> Objective:
Scan the material for the word "page", and copy each line where it shows up.

> Records supplied:

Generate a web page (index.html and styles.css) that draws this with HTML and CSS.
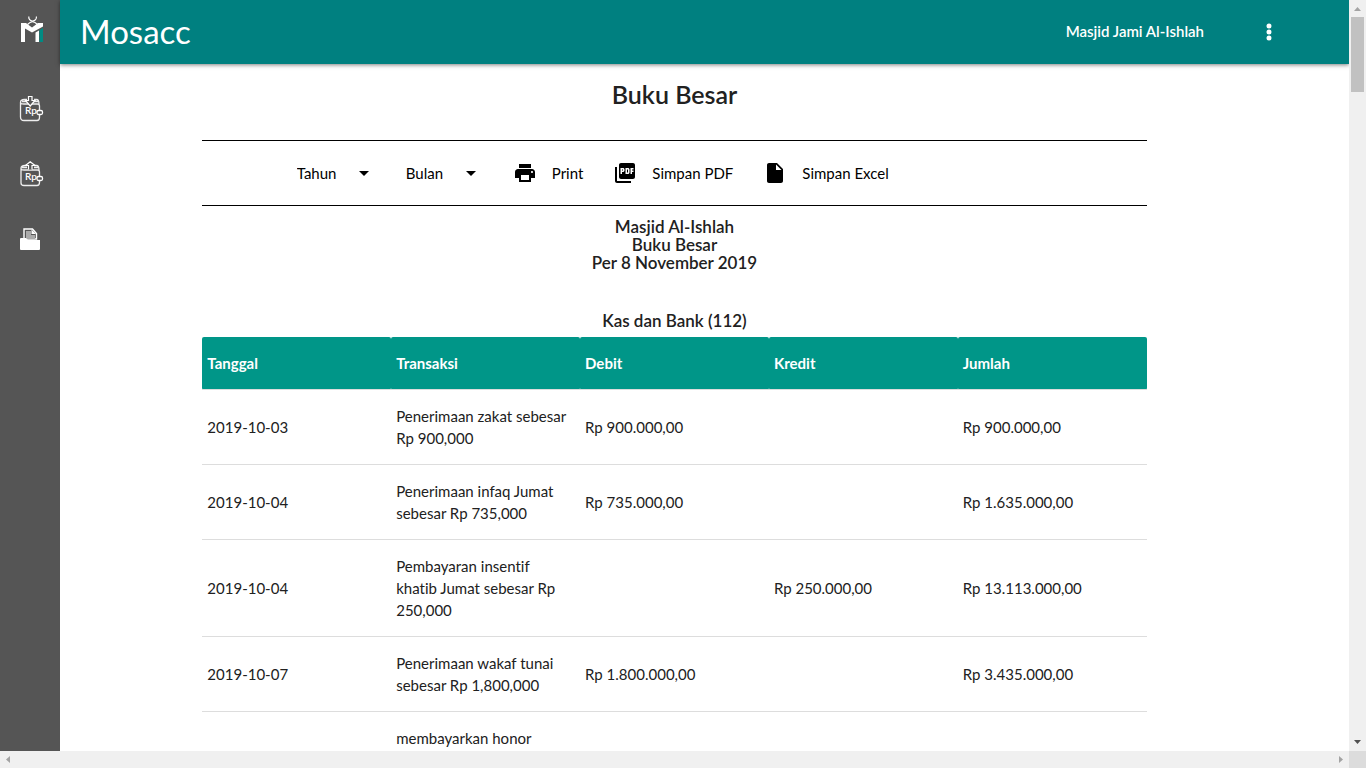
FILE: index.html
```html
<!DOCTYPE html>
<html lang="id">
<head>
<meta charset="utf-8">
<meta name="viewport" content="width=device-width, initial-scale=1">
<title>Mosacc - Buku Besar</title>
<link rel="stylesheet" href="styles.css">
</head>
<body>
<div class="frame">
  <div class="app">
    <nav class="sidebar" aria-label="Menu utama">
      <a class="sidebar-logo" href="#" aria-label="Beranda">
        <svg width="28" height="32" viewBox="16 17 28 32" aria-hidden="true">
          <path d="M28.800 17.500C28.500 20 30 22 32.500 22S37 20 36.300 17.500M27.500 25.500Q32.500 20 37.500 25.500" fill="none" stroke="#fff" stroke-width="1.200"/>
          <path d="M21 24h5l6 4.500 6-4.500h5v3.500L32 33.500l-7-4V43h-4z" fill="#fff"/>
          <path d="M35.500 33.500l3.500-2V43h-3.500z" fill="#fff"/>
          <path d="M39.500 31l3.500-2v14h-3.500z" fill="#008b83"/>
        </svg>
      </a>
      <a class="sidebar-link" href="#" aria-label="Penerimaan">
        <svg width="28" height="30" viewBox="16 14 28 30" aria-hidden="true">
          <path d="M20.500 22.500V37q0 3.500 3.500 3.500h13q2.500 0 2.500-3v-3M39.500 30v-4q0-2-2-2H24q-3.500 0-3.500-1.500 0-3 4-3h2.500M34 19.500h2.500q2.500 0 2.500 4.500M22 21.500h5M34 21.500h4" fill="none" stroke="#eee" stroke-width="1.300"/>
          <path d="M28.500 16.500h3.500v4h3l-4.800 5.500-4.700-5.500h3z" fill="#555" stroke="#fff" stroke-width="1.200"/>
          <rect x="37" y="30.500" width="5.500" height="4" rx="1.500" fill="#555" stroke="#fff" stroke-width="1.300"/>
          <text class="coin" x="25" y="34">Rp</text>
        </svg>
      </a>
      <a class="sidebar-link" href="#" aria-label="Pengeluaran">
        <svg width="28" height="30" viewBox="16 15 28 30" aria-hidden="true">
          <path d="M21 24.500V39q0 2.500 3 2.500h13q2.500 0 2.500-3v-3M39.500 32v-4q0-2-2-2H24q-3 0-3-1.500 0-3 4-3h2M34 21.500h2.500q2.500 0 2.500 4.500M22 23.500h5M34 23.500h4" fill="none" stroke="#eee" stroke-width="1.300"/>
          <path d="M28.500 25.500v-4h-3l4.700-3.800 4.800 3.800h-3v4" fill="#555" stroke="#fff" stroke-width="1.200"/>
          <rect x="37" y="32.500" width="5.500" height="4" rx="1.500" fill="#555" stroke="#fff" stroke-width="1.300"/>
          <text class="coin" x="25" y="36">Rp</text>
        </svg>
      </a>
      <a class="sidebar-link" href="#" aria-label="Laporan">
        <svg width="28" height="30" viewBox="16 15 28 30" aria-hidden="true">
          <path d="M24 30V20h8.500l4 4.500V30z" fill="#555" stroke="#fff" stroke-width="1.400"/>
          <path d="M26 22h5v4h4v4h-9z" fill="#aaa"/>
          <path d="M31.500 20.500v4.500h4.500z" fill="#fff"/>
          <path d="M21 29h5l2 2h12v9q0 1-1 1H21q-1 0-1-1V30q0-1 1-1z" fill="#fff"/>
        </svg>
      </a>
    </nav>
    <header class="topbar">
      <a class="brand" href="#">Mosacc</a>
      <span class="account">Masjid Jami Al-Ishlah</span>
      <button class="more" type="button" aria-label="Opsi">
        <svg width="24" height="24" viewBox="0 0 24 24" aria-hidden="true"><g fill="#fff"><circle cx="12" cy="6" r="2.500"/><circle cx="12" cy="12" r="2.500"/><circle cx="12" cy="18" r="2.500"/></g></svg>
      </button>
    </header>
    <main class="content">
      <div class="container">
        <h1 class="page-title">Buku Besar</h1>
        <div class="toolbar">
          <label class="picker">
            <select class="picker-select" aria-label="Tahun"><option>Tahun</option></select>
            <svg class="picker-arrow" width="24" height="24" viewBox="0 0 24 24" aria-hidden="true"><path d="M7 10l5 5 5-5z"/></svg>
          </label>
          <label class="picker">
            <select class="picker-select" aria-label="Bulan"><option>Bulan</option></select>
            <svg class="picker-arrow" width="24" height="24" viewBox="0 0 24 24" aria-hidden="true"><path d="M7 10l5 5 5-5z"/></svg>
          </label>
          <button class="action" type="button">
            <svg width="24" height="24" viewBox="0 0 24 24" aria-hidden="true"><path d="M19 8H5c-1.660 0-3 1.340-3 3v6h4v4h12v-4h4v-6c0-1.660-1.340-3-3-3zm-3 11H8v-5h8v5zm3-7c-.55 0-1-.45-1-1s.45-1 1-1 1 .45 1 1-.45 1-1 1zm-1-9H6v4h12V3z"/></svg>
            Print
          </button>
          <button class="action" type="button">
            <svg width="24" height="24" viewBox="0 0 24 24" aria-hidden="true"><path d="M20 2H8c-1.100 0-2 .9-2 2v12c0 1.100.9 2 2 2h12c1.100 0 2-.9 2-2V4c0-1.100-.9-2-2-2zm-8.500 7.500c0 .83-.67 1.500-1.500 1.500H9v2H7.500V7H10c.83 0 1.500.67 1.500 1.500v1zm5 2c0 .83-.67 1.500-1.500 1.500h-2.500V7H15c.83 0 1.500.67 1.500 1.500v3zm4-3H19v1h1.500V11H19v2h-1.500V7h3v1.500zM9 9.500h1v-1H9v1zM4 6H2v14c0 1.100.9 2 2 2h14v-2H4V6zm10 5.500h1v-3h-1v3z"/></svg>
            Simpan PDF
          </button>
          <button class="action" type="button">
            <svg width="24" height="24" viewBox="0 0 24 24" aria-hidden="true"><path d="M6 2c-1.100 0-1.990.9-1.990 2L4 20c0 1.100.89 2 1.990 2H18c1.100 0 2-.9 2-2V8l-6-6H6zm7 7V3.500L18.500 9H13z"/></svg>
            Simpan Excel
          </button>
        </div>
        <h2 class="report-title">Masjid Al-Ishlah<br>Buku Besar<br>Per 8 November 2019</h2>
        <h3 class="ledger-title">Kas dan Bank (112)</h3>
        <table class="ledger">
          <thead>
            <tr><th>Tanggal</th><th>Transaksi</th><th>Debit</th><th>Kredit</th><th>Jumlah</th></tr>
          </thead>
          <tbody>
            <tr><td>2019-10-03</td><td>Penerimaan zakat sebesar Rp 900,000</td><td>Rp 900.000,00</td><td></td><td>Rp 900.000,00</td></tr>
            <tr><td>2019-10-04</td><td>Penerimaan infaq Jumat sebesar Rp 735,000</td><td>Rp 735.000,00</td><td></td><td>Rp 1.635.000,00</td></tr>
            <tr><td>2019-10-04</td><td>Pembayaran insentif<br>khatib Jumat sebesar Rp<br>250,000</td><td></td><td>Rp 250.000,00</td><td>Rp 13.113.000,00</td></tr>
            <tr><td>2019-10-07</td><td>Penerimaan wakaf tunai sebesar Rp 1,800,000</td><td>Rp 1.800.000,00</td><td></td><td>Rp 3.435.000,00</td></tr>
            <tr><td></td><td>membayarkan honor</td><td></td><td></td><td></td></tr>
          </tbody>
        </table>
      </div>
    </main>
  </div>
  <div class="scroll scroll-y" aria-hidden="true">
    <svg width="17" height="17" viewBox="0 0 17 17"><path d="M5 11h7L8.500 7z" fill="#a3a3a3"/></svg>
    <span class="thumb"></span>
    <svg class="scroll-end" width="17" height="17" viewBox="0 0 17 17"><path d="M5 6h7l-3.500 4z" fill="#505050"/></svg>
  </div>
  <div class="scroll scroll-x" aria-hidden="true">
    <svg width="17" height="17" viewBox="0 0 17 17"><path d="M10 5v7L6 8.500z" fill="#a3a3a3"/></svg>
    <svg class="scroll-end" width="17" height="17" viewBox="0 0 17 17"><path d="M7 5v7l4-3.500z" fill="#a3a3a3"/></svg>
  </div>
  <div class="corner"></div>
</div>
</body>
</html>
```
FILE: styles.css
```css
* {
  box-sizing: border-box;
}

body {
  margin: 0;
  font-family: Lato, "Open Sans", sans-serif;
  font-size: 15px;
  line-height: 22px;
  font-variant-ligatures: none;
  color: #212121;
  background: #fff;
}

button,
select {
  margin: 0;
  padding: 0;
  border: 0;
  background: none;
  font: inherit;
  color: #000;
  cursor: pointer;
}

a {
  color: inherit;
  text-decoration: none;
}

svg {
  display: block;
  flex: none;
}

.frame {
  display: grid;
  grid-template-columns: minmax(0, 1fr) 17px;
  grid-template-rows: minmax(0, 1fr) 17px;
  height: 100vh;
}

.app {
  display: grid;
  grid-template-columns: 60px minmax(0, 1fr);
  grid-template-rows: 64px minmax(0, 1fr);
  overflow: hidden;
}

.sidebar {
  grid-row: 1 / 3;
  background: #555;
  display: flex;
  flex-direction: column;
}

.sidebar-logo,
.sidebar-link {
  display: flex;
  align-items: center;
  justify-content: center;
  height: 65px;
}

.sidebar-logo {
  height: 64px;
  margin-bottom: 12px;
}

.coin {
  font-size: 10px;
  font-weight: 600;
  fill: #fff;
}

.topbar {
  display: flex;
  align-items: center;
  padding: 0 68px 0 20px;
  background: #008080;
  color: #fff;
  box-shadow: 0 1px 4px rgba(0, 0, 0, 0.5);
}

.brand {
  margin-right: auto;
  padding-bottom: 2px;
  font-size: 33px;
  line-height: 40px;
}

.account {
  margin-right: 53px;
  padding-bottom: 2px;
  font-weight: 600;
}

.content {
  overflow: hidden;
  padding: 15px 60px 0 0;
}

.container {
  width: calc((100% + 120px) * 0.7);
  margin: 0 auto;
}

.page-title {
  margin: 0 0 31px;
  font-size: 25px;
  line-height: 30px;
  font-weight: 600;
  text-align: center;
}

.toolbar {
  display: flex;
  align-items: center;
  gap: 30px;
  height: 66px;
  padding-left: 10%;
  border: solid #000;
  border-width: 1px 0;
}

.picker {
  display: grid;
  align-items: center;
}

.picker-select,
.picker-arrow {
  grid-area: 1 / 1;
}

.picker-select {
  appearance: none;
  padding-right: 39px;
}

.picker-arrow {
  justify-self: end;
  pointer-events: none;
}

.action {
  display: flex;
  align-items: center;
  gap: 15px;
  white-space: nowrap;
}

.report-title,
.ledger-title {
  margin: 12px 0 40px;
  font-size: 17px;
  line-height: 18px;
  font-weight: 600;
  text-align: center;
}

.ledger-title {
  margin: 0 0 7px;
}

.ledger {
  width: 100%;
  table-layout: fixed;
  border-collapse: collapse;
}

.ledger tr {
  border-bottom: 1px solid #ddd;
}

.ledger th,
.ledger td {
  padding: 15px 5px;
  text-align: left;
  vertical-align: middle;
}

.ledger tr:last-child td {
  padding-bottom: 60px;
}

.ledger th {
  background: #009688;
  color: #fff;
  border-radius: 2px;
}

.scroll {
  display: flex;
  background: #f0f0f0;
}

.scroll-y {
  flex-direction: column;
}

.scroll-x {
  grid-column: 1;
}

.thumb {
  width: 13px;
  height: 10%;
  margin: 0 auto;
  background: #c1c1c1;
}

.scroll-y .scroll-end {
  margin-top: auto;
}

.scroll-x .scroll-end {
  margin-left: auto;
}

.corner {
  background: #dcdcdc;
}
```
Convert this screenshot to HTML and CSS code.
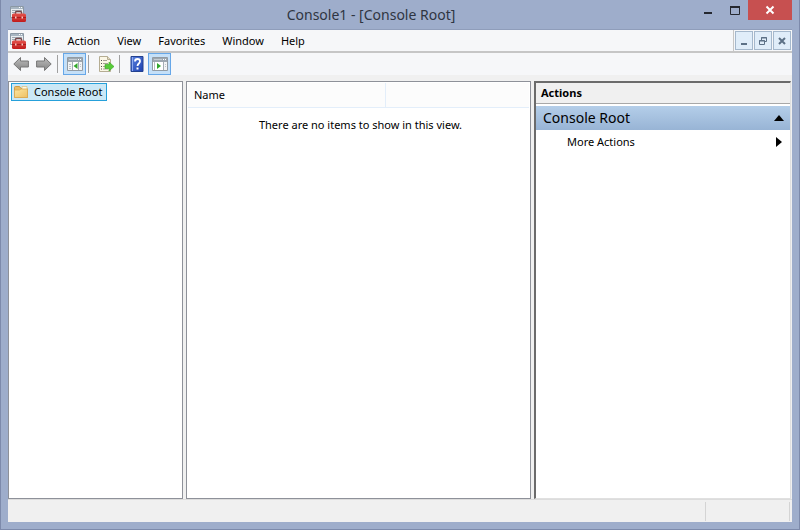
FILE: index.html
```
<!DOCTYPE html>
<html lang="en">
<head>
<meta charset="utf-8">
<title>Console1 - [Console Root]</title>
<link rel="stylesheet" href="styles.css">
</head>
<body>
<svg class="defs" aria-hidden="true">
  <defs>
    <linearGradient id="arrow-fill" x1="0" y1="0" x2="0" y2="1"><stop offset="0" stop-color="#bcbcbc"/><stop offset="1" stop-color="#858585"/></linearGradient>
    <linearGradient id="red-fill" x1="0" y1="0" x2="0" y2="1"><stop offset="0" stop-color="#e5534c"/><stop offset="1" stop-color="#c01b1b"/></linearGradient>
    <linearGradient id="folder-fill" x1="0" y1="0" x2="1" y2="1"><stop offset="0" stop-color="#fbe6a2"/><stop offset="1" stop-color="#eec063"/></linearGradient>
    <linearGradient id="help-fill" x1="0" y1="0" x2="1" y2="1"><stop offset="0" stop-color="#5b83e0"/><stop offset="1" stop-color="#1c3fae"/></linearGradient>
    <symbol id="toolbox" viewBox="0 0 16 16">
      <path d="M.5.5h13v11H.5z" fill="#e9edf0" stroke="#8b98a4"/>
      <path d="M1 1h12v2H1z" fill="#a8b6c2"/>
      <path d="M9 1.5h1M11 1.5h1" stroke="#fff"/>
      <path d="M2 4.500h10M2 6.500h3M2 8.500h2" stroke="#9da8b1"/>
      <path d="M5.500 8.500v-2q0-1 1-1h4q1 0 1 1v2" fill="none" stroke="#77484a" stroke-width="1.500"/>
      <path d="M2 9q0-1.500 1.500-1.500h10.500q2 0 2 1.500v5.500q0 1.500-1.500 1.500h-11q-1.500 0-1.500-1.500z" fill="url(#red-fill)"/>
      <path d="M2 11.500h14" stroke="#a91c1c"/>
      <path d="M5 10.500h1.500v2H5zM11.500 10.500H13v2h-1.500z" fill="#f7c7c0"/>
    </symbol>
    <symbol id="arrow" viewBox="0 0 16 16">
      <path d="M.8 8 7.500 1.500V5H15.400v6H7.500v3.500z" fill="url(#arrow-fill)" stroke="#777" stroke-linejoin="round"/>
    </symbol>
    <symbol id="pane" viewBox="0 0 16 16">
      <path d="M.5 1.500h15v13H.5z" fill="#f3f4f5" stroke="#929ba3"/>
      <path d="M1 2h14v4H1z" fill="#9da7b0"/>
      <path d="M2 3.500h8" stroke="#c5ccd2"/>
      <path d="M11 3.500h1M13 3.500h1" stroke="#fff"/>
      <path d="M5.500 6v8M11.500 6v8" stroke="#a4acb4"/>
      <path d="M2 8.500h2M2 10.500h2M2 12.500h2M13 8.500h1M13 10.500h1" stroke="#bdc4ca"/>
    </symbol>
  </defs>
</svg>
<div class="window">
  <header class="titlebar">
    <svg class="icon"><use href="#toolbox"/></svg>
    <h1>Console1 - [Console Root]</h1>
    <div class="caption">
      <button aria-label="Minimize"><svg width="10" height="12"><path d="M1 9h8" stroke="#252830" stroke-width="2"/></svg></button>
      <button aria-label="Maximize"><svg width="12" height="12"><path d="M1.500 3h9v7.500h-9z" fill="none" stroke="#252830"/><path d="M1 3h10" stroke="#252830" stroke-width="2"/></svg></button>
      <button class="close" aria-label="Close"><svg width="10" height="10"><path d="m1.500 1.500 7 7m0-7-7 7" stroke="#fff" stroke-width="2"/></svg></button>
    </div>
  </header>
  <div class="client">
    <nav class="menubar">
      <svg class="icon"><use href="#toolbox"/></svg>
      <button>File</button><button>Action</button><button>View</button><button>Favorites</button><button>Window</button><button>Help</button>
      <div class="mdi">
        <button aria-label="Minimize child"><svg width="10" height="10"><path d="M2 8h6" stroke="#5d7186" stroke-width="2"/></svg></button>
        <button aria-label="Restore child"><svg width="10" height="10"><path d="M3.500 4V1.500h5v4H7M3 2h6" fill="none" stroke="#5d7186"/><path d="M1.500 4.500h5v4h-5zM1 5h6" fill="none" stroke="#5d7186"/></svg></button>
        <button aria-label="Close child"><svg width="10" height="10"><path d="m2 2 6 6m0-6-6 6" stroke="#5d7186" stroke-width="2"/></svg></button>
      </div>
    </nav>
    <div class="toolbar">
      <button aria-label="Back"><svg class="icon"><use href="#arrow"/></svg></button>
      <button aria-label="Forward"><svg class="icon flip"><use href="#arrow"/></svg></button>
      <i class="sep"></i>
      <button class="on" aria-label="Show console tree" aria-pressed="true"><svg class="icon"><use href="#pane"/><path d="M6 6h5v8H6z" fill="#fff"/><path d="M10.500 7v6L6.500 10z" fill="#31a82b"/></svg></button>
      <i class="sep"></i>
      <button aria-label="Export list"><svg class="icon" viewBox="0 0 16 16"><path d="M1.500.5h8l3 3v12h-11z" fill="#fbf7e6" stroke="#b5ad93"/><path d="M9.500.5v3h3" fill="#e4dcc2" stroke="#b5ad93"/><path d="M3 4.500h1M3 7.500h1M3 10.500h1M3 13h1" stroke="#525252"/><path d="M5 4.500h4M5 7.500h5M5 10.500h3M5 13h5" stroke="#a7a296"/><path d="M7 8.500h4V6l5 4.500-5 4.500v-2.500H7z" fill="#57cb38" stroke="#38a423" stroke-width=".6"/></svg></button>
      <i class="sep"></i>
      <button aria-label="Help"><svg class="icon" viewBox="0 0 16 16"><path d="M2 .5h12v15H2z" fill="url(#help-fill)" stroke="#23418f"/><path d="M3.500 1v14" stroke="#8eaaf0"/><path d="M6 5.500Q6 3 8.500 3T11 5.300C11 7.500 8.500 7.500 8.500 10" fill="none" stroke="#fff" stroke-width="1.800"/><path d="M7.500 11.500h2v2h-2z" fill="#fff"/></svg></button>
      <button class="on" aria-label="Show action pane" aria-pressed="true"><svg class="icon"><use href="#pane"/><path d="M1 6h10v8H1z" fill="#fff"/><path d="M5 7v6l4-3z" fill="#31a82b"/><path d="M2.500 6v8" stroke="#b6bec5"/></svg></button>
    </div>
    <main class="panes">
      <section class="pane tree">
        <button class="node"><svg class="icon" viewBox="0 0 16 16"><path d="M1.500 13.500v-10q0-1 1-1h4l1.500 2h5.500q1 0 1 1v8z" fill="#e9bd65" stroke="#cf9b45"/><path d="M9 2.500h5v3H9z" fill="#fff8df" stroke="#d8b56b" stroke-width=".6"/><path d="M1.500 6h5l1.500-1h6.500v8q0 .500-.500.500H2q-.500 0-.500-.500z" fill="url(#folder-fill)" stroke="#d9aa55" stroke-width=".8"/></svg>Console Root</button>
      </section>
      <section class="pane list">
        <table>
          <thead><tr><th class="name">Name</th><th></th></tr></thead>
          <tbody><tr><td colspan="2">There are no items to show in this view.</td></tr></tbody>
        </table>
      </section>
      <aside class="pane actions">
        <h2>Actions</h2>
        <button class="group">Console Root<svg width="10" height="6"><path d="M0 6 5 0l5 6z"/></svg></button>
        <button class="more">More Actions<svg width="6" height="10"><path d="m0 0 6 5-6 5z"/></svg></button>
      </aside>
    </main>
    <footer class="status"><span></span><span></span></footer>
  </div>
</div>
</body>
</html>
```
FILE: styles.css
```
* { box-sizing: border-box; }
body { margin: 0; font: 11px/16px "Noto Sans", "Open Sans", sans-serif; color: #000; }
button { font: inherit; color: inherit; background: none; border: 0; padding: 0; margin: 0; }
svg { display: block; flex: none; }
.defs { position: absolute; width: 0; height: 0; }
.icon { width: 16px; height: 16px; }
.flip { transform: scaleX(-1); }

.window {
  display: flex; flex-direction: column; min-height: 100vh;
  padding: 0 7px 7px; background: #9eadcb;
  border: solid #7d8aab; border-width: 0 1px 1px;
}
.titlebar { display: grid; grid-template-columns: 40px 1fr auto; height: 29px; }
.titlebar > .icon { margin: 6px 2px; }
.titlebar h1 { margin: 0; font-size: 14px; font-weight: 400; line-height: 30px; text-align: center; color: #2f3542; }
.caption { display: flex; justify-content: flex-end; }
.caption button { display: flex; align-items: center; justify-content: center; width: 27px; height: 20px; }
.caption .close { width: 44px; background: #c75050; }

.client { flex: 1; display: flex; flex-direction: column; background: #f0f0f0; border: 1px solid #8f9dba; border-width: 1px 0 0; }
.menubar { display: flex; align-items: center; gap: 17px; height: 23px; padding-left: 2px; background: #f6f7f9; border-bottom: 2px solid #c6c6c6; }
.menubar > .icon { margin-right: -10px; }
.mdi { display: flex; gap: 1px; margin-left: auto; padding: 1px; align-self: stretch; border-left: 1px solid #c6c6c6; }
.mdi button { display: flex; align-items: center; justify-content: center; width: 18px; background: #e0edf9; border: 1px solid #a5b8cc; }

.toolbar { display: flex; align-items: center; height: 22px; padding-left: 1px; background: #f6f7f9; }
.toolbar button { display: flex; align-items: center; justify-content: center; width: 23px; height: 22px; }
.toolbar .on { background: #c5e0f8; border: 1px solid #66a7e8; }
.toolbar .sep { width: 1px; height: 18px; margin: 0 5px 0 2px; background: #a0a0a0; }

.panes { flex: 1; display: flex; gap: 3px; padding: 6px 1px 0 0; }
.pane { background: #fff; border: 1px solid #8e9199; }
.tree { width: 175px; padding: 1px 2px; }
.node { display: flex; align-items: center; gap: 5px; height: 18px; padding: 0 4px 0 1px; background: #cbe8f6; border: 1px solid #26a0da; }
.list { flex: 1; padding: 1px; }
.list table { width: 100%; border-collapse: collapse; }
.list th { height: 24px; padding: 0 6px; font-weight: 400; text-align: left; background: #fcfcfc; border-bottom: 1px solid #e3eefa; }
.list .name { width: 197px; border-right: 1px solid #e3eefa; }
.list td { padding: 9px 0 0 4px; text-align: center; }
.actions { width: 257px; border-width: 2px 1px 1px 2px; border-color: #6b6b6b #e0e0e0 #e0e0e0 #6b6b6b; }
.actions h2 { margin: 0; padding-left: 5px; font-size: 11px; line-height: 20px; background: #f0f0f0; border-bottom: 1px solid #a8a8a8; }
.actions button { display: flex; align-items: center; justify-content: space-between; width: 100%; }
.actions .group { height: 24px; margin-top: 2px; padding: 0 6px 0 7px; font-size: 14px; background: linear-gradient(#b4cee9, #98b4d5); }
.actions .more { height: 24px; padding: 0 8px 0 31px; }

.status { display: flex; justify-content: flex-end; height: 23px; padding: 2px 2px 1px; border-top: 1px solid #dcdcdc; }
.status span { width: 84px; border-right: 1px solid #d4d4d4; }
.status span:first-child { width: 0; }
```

> The solution:
Generate a web page (index.html and styles.css) that draws this with HTML and CSS.
        <h1 class="page-title">Buku Besar</h1>
.page-title {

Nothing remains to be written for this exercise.